2025年も超重要「フィンテック10大トレンド」、DXやAI、BaaSはどうなる?
デジタル証券の多様化
ブロックチェーン技術を活用した証券のデジタル化によって、取引の透明性や効率性を高めるとともに、新たな投資機会を提供することが期待されているが、国内のデジタル証券市場は、以前の実証実験から実用段階に移行したものと考えられる。 2024年6月段階の発行総額は1400憶円に達しており、特に不動産などの実物資産を背景に発行されるReal World Asset(RWA)としてのデジタル証券が注目を浴びている。 最近では、丸井グループがグリーンボンドとしての社債を2024年5月に発行したように不動産以外の分野での事例も出ている。

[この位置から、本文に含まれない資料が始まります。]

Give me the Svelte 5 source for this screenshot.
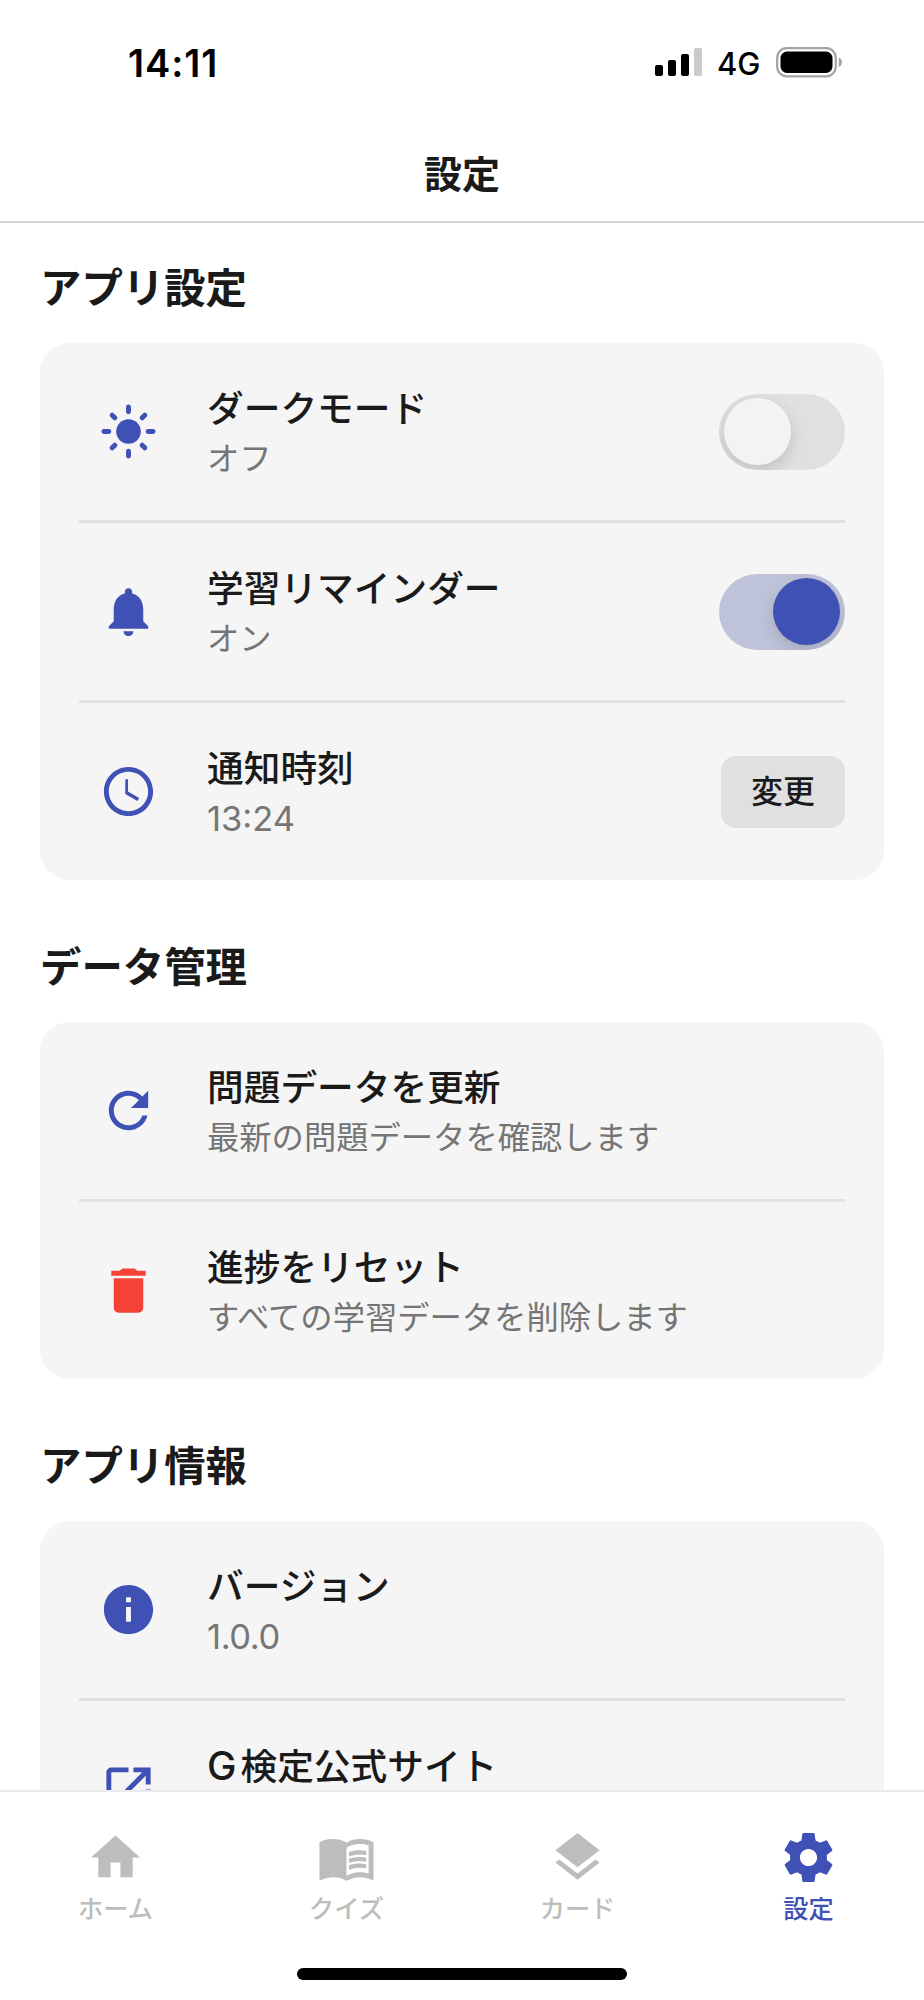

また、フィリップ証券が2024年8月に発行した映画製作の資金調達を目的としたデジタル証券では、直木賞を受賞した真藤順丈氏の「宝島」の映画化にあたり、映画製作委員会への出資で得られる権利をデジタル証券化して、小口販売しており、単なる資金調達だけではなく、顧客とのエンゲージメントを強化する狙いもあった。 エンターテイメントのみならず、2025年には各種プロジェクトの資金調達を目的としてデジタル証券を活用することも考えられ、発行形態の多様化とともに発行市場の拡大が期待される。 海外に目を転じるとHSBCが金を裏付けとする「Gold Token」を2024年3月より発行しており、国際的な相場高騰によって注目されている金投資をデジタル資産の取引インフラで実現することによって富裕層顧客の利便性を向上させている。 2025年には、こうした実物資産に裏付けされたデジタルトークンの発行の事例は内外で拡大するものと考えられる。
保険のパーソナライゼーション
インシュアテック(Insurtech)は、保険(Insurance)とテクノロジー(Technology)を組み合わせた造語で、保険業界に革新をもたらす取り組みを指す。AIなどの技術進化がもたらす顧客データ活用の進展によって、2025年には保険商品のパーソナライゼーションが進むものと予想され、特に以下のようなインシュアテックでの商品開発が注目される。 ・ウェルネス:住友生命が20218年に導入した「Vitality」以降、各社とも健康増進型保険を導入しているが、ウェアラブルデバイスやヘルスケアアプリを活用し、個々の健康状態に合わせた保険が拡充されていくようになる。 ・福利厚生:企業は従業員に対して、デジタル技術を活用した効果的な福利厚生プログラムを提供し、従業員満足度の向上に努めることになる。2024年3月に住友生命が「「Vitality福利厚生タイプ」を発売、2024年5月に第一生命がベネフィット・ワンを完全子会社化したように、保険会社がその担い手を目指すようになっている。 ・ライフスタイル:これまでに画一的であった保険も、個々のライフスタイルやニーズに応じたカスタマイズ可能な商品に移行していくことが期待されるが、その実現にはテクノロジーの活用が必要不可欠となる。これまでの保険基幹システム、いわゆる「レガシーシステム」ではなかなか柔軟な商品開発が難しいことから、2025年にはイノベーティブなスタートアップの出番が増えるものと予想される。 これまでにもこうした点を意識した商品提供や保険会社のM&Aはみられたが、2025年には特に利用者個々のニーズに対応した取組みが強化されていくものと予想される。